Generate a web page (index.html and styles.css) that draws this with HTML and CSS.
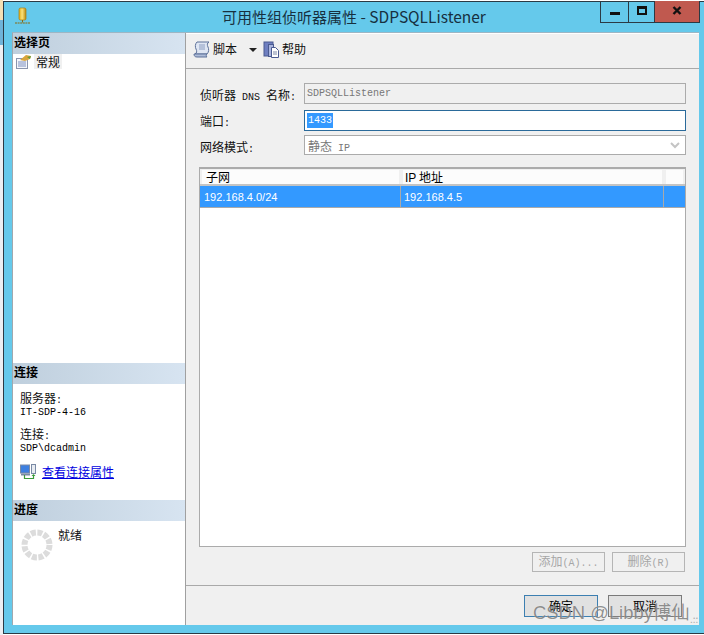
FILE: index.html
```html
<!DOCTYPE html>
<html lang="zh">
<head>
<meta charset="utf-8">
<title>可用性组侦听器属性</title>
<link rel="stylesheet" href="styles.css">
</head>
<body>
<div class="desk">
  <div class="strip"></div>
  <div class="window">
    <header class="titlebar">
      <svg class="app-icon" width="18" height="18" viewBox="0 0 18 18">
        <defs><linearGradient id="g" x1="0" x2="1"><stop offset="0" stop-color="#e0a810"/><stop offset=".45" stop-color="#fbe27a"/><stop offset="1" stop-color="#b98a10"/></linearGradient></defs>
        <rect x="5" y="1" width="7" height="12" rx="1.5" fill="url(#g)" stroke="#a67c10" stroke-width=".7"/>
        <path d="M8.500 13v3M1 16h15" stroke="#8a6a10" stroke-width="1" stroke-dasharray="2 .6"/>
      </svg>
      <div class="title">可用性组侦听器属性<span class="title-latin"> - SDPSQLListener</span></div>
      <div class="controls">
        <div class="ctl ctl-min"><span class="min-glyph"></span></div>
        <div class="ctl ctl-max"><span class="max-glyph"></span></div>
        <div class="ctl ctl-close">
          <svg width="10" height="9" viewBox="0 0 10 9"><path d="M1.500 1l7 7M8.500 1l-7 7" stroke="#111" stroke-width="2.400"/></svg>
        </div>
      </div>
    </header>
    <div class="client">
      <aside class="side">
        <h2 class="sec-head">选择页</h2>
        <div class="pages">
          <div class="page-item">
            <svg width="16" height="15" viewBox="0 0 16 15">
              <rect x=".5" y="4.500" width="11" height="10" fill="#f4f6fb" stroke="#8a94ad"/>
              <path d="M2 8h8M2 10h8M2 12h8" stroke="#7d8fc0"/>
              <path d="M4 6l6-5 5 1-1 3-5 2z" fill="#d9a53a"/>
              <path d="M11 3l4-1-1 3z" fill="#5f9a3b"/>
            </svg>
            <span class="page-name">常规</span>
          </div>
        </div>
        <h2 class="sec-head">连接</h2>
        <div class="conn">
          <div class="kv"><span class="k">服务器<span class="mono">:</span></span><span class="v">IT-SDP-4-16</span></div>
          <div class="kv"><span class="k">连接<span class="mono">:</span></span><span class="v">SDP\dcadmin</span></div>
          <div class="conn-link">
            <svg width="17" height="16" viewBox="0 0 17 16">
              <rect x=".5" y="1" width="9" height="8" fill="#3d7fe0" stroke="#7a8aa5"/>
              <rect x="11.500" y=".5" width="4" height="9" fill="#e8ecf2" stroke="#7a8aa5"/>
              <path d="M1 10.500h9" stroke="#7a8aa5" stroke-width="2"/>
              <path d="M4.500 11v3.500h9V11" fill="none" stroke="#3a9a3a" stroke-width="1.200"/>
              <path d="M11.500 12l2-2 2 2z" fill="#3a9a3a"/>
            </svg>
            <a class="link" href="#">查看连接属性</a>
          </div>
        </div>
        <h2 class="sec-head">进度</h2>
        <div class="progress">
          <svg class="spinner" width="32" height="32" viewBox="0 0 32 32">
            <circle cx="16" cy="16" r="12.500" fill="none" stroke="#dcdcdc" stroke-width="6" stroke-dasharray="5 1.545"/>
          </svg>
          <span class="ready">就绪</span>
        </div>
      </aside>
      <main class="main">
        <div class="toolbar">
          <svg width="18" height="17" viewBox="0 0 18 17">
            <path d="M4 1h12c-2 1-2 3-1 5s1 5-1 7H2c2-1 2-3 1-5S2 3 4 1z" fill="#dfe6f3" stroke="#5d7199"/>
            <path d="M1 13c0 2 1 3 3 3h10c-1-1-1-2 0-3z" fill="#aebcd8" stroke="#5d7199"/>
            <path d="M6 4h6M6 6h6M6 8h6" stroke="#8a9cc0"/>
          </svg>
          <span class="tool-label">脚本</span>
          <span class="caret"></span>
          <svg class="help-icon" width="17" height="17" viewBox="0 0 17 17">
            <rect x="1" y="1" width="9" height="14" fill="#6f7fc0" stroke="#4a5a90"/>
            <rect x="5.500" y="3.500" width="5" height="12" fill="#aab5de" stroke="#4a5a90"/>
            <path d="M8.500 6.500h4l3 3v7h-7z" fill="#fff" stroke="#4a5a90"/>
            <path d="M10 11h4M10 13h4" stroke="#7a86a5"/>
          </svg>
          <span class="tool-label">帮助</span>
        </div>
        <div class="content">
          <div class="form">
            <label class="lbl">侦听器<span class="mono"> DNS </span>名称<span class="mono">:</span></label>
            <div class="field field-dis mono">SDPSQLListener</div>
            <label class="lbl lbl-tight">端口<span class="mono">:</span></label>
            <div class="field field-on mono"><span class="sel">1433</span></div>
            <label class="lbl">网络模式<span class="mono">:</span></label>
            <div class="field field-sel">
              <span>静态<span class="mono"> IP</span></span>
              <svg width="10" height="7" viewBox="0 0 10 7"><path d="M1 1l4 4 4-4" fill="none" stroke="#c4c4c4" stroke-width="2"/></svg>
            </div>
          </div>
          <div class="table">
            <div class="row thead">
              <div class="cell c1"><span class="th">子网</span></div>
              <div class="cell c2"><span class="th"><span class="sans">IP</span> 地址</span></div>
              <div class="cell c3"><span class="th"></span></div>
            </div>
            <div class="row tbody">
              <div class="cell c1">192.168.4.0/24</div>
              <div class="cell c2">192.168.4.5</div>
              <div class="cell c3"></div>
            </div>
          </div>
          <div class="tbl-actions">
            <button class="btn-dis">添加<span class="mono">(A)...</span></button>
            <button class="btn-dis">删除<span class="mono">(R)</span></button>
          </div>
        </div>
        <footer class="footer">
          <button class="btn btn-def">确定</button>
          <button class="btn">取消</button>
        </footer>
      </main>
    </div>
  </div>
  <div class="watermark">CSDN @Libby博仙</div>
  <div class="grip">.::</div>
</div>
</body>
</html>
```

FILE: styles.css
```css
* { box-sizing: border-box; }
html, body { margin: 0; padding: 0; }
body {
  width: 704px;
  height: 635px;
  overflow: hidden;
  background: #fff;
  font-family: "Noto Sans CJK SC", "Liberation Sans", sans-serif;
  font-size: 12px;
  color: #111;
}
.desk {
  position: relative;
  display: flex;
  width: 704px;
  height: 635px;
  overflow: hidden;
}
.strip {
  width: 3px;
  height: 635px;
  flex: none;
  background: linear-gradient(#f4dfb4 0 20px, #6fb3d8 20px 45px, #eceff2 45px 635px);
}
.window {
  flex: none;
  width: 701px;
  height: 633px;
  margin-top: 1px;
  display: flex;
  flex-direction: column;
  padding: 0 5px 8px 8px;
  background: #65c9eb;
  border-left: 1px solid #2b3a44;
  border-top: 1px solid #2b3a44;
  border-bottom: 1px solid #2b3a44;
}
.titlebar {
  height: 30px;
  flex: none;
  display: flex;
  align-items: flex-start;
  position: relative;
}
.app-icon { margin: 5px 0 0 2px; }
.title {
  position: absolute;
  left: 210px;
  top: 4px;
  font-size: 15px;
  line-height: 20px;
  color: #17303f;
  white-space: nowrap;
}
.title-latin { font-size: 15.500px; }
.controls {
  position: absolute;
  right: -1px;
  top: -1px;
  display: flex;
  height: 22px;
  border: 1px solid #2b3a44;
  border-top: 0;
}
.ctl {
  display: flex;
  align-items: center;
  justify-content: center;
  height: 100%;
}
.ctl-min { width: 28px; border-right: 1px solid #2b3a44; padding-top: 3px; }
.ctl-max { width: 26px; border-right: 1px solid #2b3a44; padding-bottom: 2px; }
.ctl-close { width: 44px; background: #c0594f; padding-bottom: 3px; }
.min-glyph { width: 10px; height: 3px; background: #111; }
.max-glyph { width: 10px; height: 9px; border: 2px solid #111; border-top-width: 3px; }
.client {
  flex: 1;
  display: flex;
  min-height: 0;
  border-top: 1px solid #9db6c4;
  border-left: 1px solid #a0a8ae;
}
.side {
  width: 173px;
  flex: none;
  display: flex;
  flex-direction: column;
  background: #fff;
  border-right: 1px solid #a0a0a0;
}
.sec-head {
  margin: 0;
  height: 21px;
  flex: none;
  padding-left: 1px;
  font-size: 12px;
  line-height: 18px;
  font-weight: 700;
  color: #000;
  background: linear-gradient(90deg, #bfcfdd, #d7e4f1);
}
.pages { flex: 1; padding: 0 0 0 3px; }
.page-item { display: flex; align-items: center; gap: 2px; height: 15px; }
.page-name { background: #f0f0f0; padding: 0 2px; line-height: 15px; height: 15px; }
.conn { height: 116px; flex: none; padding: 7px 0 0 7px; }
.kv { display: flex; flex-direction: column; margin-bottom: 10px; }
.k { line-height: 14px; }
.v, .mono { font-family: "Liberation Mono", monospace; font-size: 10px; white-space: pre; }
.v { line-height: 9px; color: #000; }
.conn-link { display: flex; align-items: center; gap: 5px; height: 18px; }
.link { color: #0000e0; text-decoration: underline; line-height: 14px; }
.progress {
  flex: none;
  height: 104px;
  display: flex;
  align-items: flex-start;
  padding: 8px 0 0 8px;
  gap: 5px;
}
.ready { margin-top: -2px; line-height: 16px; }
.main {
  flex: 1;
  min-width: 0;
  display: flex;
  flex-direction: column;
  background: #f0f0f0;
  border-top: 1px solid #fff;
}
.toolbar {
  height: 35px;
  flex: none;
  display: flex;
  align-items: center;
  padding: 0 0 4px 7px;
  border-bottom: 1px solid #a9a9a9;
}
.tool-label { margin-left: 2px; line-height: 16px; }
.caret {
  width: 0;
  height: 0;
  margin: 1px 0 0 12px;
  border: 4px solid transparent;
  border-top: 4px solid #222;
  border-bottom: 0;
}
.help-icon { margin-left: 6px; }
.content {
  flex: 1;
  min-height: 0;
  padding: 14px 13px 0 13px;
  display: flex;
  flex-direction: column;
}
.form {
  display: grid;
  grid-template-columns: 104px 382px;
  grid-template-rows: 27px 25px 20px;
  align-items: start;
  margin-left: 1px;
}
.lbl { line-height: 23px; white-space: nowrap; color: #111; }
.lbl-tight { line-height: 21px; }
.field {
  height: 21px;
  padding-left: 2px;
  display: flex;
  align-items: center;
  border: 1px solid #ababab;
  color: #777;
  background: #fff;
}
.field-dis { background: #f0f0f0; }
.field-on { border-color: #2a6a9a; color: #fff; padding-left: 2px; }
.sel { background: #3399ff; line-height: 15px; padding: 0 1px; }
.field-sel { height: 20px; justify-content: space-between; padding: 0 5px 0 3px; }
.table {
  flex: none;
  width: 487px;
  height: 380px;
  margin-top: 12px;
  background: #fff;
  border: 1px solid #ababab;
  border-top-width: 2px;
}
.row { display: flex; }
.thead { height: 17px; padding-top: 1px; background: #f0f0f0; border-bottom: 2px solid #c4c4c4; }
.thead .cell { padding: 0 2px; border-right: 0; }
.th {
  display: block;
  height: 14px;
  padding-left: 4px;
  line-height: 13px;
  background: #fcfcfc;
  color: #000;
}
.thead .c2 .th { padding-left: 2px; }
.sans { font-family: "Liberation Sans", sans-serif; }
.tbody {
  height: 22px;
  color: #fff;
  background: #3399ff;
  border-bottom: 1px solid #a9a9a9;
  font-family: "Liberation Sans", sans-serif;
  font-size: 11px;
  line-height: 23px;
}
.cell { flex: none; }
.c1 { width: 201px; }
.c2 { width: 263px; }
.c3 { flex: 1; }
.tbody .cell { padding-left: 4px; }
.tbody .c2 { padding-left: 3px; }
.tbody .c1, .tbody .c2 { border-right: 1px solid #a9a9a9; }
.tbl-actions {
  display: flex;
  justify-content: flex-end;
  gap: 7px;
  padding: 5px 1px 0 0;
}
.btn-dis {
  width: 73px;
  height: 20px;
  padding: 0;
  font: inherit;
  line-height: 16px;
  color: #a6a6a6;
  background: #f0f0f0;
  border: 1px solid #b5b5b5;
}
.footer {
  height: 40px;
  flex: none;
  display: flex;
  gap: 10px;
  padding: 9px 16px 0 338px;
  border-top: 1px solid #a9a9a9;
}
.btn {
  width: 74px;
  height: 22px;
  padding: 0;
  font: inherit;
  line-height: 16px;
  color: #000;
  background: #e1e1e1;
  border: 1px solid #7a7a7a;
}
.btn-def { border-color: #3c7fb1; }
.watermark {
  position: absolute;
  left: 533px;
  top: 601px;
  font-family: "Liberation Sans", "Noto Sans CJK SC", sans-serif;
  font-size: 18.400px;
  line-height: 24px;
  white-space: nowrap;
  color: rgba(95, 95, 95, .7);
  text-shadow: 0 0 1px rgba(255, 255, 255, .7);
}
.grip {
  position: absolute;
  left: 690px;
  top: 613px;
  font-size: 10px;
  line-height: 12px;
  color: #aaa;
}
```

◇ ◇ ◇

Extract all lines containing the word "styles".

*PROBLEM SOLUTION*:
Generate a web page (index.html and styles.css) that draws this with HTML and CSS.
<link rel="stylesheet" href="styles.css">
FILE: styles.css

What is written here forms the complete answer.